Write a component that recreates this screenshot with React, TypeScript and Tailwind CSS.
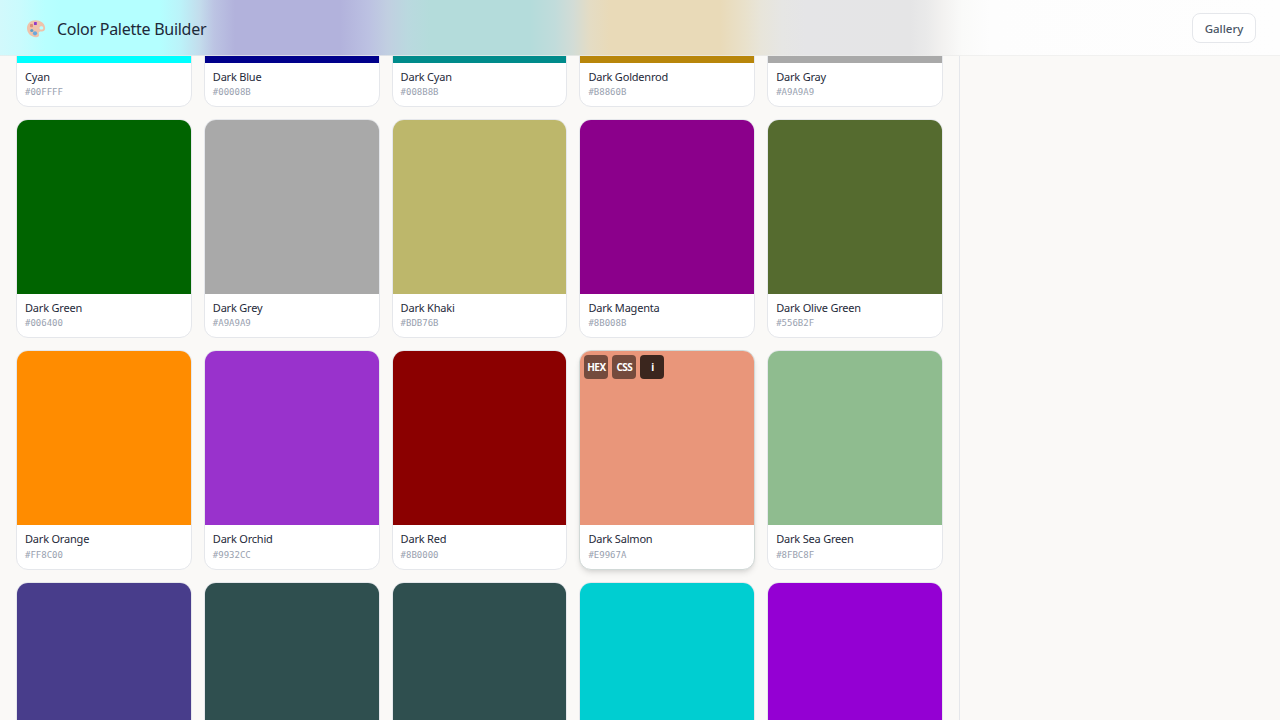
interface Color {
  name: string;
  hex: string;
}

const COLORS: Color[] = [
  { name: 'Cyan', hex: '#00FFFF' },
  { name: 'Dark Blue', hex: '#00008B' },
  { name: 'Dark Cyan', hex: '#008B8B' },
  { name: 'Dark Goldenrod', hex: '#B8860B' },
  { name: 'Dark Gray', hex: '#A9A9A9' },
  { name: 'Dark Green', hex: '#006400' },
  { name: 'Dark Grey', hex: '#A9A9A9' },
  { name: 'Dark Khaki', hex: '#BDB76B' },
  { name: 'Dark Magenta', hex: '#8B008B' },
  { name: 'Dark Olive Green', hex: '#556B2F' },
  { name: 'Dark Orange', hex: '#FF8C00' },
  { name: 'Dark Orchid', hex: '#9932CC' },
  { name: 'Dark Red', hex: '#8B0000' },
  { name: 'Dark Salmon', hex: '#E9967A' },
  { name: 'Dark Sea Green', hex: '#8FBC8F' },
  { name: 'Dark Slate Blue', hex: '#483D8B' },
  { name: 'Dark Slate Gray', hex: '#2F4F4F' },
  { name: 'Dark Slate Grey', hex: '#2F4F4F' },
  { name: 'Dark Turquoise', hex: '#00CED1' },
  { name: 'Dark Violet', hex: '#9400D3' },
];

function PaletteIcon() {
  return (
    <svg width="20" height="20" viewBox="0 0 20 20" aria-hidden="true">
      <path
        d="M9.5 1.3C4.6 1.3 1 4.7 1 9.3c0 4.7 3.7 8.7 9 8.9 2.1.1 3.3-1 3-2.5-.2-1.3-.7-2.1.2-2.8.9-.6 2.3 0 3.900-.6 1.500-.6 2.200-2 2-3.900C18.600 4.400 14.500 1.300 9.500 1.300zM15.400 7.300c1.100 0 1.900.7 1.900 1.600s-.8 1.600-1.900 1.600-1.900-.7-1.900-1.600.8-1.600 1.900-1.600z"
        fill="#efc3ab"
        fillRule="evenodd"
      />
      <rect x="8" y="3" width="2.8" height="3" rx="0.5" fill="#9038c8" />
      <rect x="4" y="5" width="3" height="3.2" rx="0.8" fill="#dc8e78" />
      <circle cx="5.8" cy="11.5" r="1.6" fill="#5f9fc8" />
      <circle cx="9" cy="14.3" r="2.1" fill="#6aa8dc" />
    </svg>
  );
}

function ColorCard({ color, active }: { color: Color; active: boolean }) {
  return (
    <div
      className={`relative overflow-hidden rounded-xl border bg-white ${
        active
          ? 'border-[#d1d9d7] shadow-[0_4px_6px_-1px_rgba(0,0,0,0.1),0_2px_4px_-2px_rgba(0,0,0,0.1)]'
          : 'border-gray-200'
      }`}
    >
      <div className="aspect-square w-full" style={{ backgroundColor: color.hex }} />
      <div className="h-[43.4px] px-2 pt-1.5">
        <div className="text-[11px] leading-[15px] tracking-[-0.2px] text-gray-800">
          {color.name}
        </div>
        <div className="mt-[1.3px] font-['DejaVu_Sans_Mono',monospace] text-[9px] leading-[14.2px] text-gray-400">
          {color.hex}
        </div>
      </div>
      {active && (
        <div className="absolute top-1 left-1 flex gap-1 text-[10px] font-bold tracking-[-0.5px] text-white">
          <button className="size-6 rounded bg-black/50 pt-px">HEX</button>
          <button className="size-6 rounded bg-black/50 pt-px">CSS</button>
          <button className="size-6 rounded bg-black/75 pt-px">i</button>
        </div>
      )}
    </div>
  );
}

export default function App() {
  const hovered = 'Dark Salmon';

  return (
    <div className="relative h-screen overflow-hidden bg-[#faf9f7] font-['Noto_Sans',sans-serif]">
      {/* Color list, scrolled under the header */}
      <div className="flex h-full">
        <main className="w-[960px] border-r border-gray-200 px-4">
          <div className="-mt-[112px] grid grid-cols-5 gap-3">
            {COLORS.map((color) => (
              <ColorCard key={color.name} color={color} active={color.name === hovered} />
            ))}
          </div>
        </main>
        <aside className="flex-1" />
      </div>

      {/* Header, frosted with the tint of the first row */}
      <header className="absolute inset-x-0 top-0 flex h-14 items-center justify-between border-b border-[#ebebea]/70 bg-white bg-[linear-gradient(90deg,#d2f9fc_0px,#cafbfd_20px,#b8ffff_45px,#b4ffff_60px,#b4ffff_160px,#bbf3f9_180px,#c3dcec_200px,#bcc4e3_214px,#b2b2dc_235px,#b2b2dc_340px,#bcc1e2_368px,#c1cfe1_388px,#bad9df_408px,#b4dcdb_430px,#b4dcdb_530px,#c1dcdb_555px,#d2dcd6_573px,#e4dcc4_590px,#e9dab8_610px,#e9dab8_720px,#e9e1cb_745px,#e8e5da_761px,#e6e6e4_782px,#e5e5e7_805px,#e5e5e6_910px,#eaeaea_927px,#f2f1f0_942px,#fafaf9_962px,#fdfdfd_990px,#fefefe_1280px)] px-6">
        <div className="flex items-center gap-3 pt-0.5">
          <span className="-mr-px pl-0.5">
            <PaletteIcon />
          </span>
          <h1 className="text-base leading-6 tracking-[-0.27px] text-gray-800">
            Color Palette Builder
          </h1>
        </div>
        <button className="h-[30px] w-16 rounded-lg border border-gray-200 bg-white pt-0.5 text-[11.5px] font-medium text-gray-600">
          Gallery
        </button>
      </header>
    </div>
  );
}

● ● ● ● ● ● ●

Write out the material above once more, exactly as it reads, with no pictures.

Expected answer:
Write a component that recreates this screenshot with React, TypeScript and Tailwind CSS.
interface Color {
  name: string;
  hex: string;
}

const COLORS: Color[] = [
  { name: 'Cyan', hex: '#00FFFF' },
  { name: 'Dark Blue', hex: '#00008B' },
  { name: 'Dark Cyan', hex: '#008B8B' },
  { name: 'Dark Goldenrod', hex: '#B8860B' },
  { name: 'Dark Gray', hex: '#A9A9A9' },
  { name: 'Dark Green', hex: '#006400' },
  { name: 'Dark Grey', hex: '#A9A9A9' },
  { name: 'Dark Khaki', hex: '#BDB76B' },
  { name: 'Dark Magenta', hex: '#8B008B' },
  { name: 'Dark Olive Green', hex: '#556B2F' },
  { name: 'Dark Orange', hex: '#FF8C00' },
  { name: 'Dark Orchid', hex: '#9932CC' },
  { name: 'Dark Red', hex: '#8B0000' },
  { name: 'Dark Salmon', hex: '#E9967A' },
  { name: 'Dark Sea Green', hex: '#8FBC8F' },
  { name: 'Dark Slate Blue', hex: '#483D8B' },
  { name: 'Dark Slate Gray', hex: '#2F4F4F' },
  { name: 'Dark Slate Grey', hex: '#2F4F4F' },
  { name: 'Dark Turquoise', hex: '#00CED1' },
  { name: 'Dark Violet', hex: '#9400D3' },
];

function PaletteIcon() {
  return (
    <svg width="20" height="20" viewBox="0 0 20 20" aria-hidden="true">
      <path
        d="M9.5 1.3C4.6 1.3 1 4.7 1 9.3c0 4.7 3.7 8.7 9 8.9 2.1.1 3.3-1 3-2.5-.2-1.3-.7-2.1.2-2.8.9-.6 2.3 0 3.900-.6 1.500-.6 2.200-2 2-3.900C18.600 4.400 14.500 1.300 9.500 1.300zM15.400 7.300c1.100 0 1.900.7 1.900 1.600s-.8 1.600-1.900 1.600-1.900-.7-1.900-1.600.8-1.600 1.900-1.600z"
        fill="#efc3ab"
        fillRule="evenodd"
      />
      <rect x="8" y="3" width="2.8" height="3" rx="0.5" fill="#9038c8" />
      <rect x="4" y="5" width="3" height="3.2" rx="0.8" fill="#dc8e78" />
      <circle cx="5.8" cy="11.5" r="1.6" fill="#5f9fc8" />
      <circle cx="9" cy="14.3" r="2.1" fill="#6aa8dc" />
    </svg>
  );
}

function ColorCard({ color, active }: { color: Color; active: boolean }) {
  return (
    <div
      className={`relative overflow-hidden rounded-xl border bg-white ${
        active
          ? 'border-[#d1d9d7] shadow-[0_4px_6px_-1px_rgba(0,0,0,0.1),0_2px_4px_-2px_rgba(0,0,0,0.1)]'
          : 'border-gray-200'
      }`}
    >
      <div className="aspect-square w-full" style={{ backgroundColor: color.hex }} />
      <div className="h-[43.4px] px-2 pt-1.5">
        <div className="text-[11px] leading-[15px] tracking-[-0.2px] text-gray-800">
          {color.name}
        </div>
        <div className="mt-[1.3px] font-['DejaVu_Sans_Mono',monospace] text-[9px] leading-[14.2px] text-gray-400">
          {color.hex}
        </div>
      </div>
      {active && (
        <div className="absolute top-1 left-1 flex gap-1 text-[10px] font-bold tracking-[-0.5px] text-white">
          <button className="size-6 rounded bg-black/50 pt-px">HEX</button>
          <button className="size-6 rounded bg-black/50 pt-px">CSS</button>
          <button className="size-6 rounded bg-black/75 pt-px">i</button>
        </div>
      )}
    </div>
  );
}

export default function App() {
  const hovered = 'Dark Salmon';

  return (
    <div className="relative h-screen overflow-hidden bg-[#faf9f7] font-['Noto_Sans',sans-serif]">
      {/* Color list, scrolled under the header */}
      <div className="flex h-full">
        <main className="w-[960px] border-r border-gray-200 px-4">
          <div className="-mt-[112px] grid grid-cols-5 gap-3">
            {COLORS.map((color) => (
              <ColorCard key={color.name} color={color} active={color.name === hovered} />
            ))}
          </div>
        </main>
        <aside className="flex-1" />
      </div>

      {/* Header, frosted with the tint of the first row */}
      <header className="absolute inset-x-0 top-0 flex h-14 items-center justify-between border-b border-[#ebebea]/70 bg-white bg-[linear-gradient(90deg,#d2f9fc_0px,#cafbfd_20px,#b8ffff_45px,#b4ffff_60px,#b4ffff_160px,#bbf3f9_180px,#c3dcec_200px,#bcc4e3_214px,#b2b2dc_235px,#b2b2dc_340px,#bcc1e2_368px,#c1cfe1_388px,#bad9df_408px,#b4dcdb_430px,#b4dcdb_530px,#c1dcdb_555px,#d2dcd6_573px,#e4dcc4_590px,#e9dab8_610px,#e9dab8_720px,#e9e1cb_745px,#e8e5da_761px,#e6e6e4_782px,#e5e5e7_805px,#e5e5e6_910px,#eaeaea_927px,#f2f1f0_942px,#fafaf9_962px,#fdfdfd_990px,#fefefe_1280px)] px-6">
        <div className="flex items-center gap-3 pt-0.5">
          <span className="-mr-px pl-0.5">
            <PaletteIcon />
          </span>
          <h1 className="text-base leading-6 tracking-[-0.27px] text-gray-800">
            Color Palette Builder
          </h1>
        </div>
        <button className="h-[30px] w-16 rounded-lg border border-gray-200 bg-white pt-0.5 text-[11.5px] font-medium text-gray-600">
          Gallery
        </button>
      </header>
    </div>
  );
}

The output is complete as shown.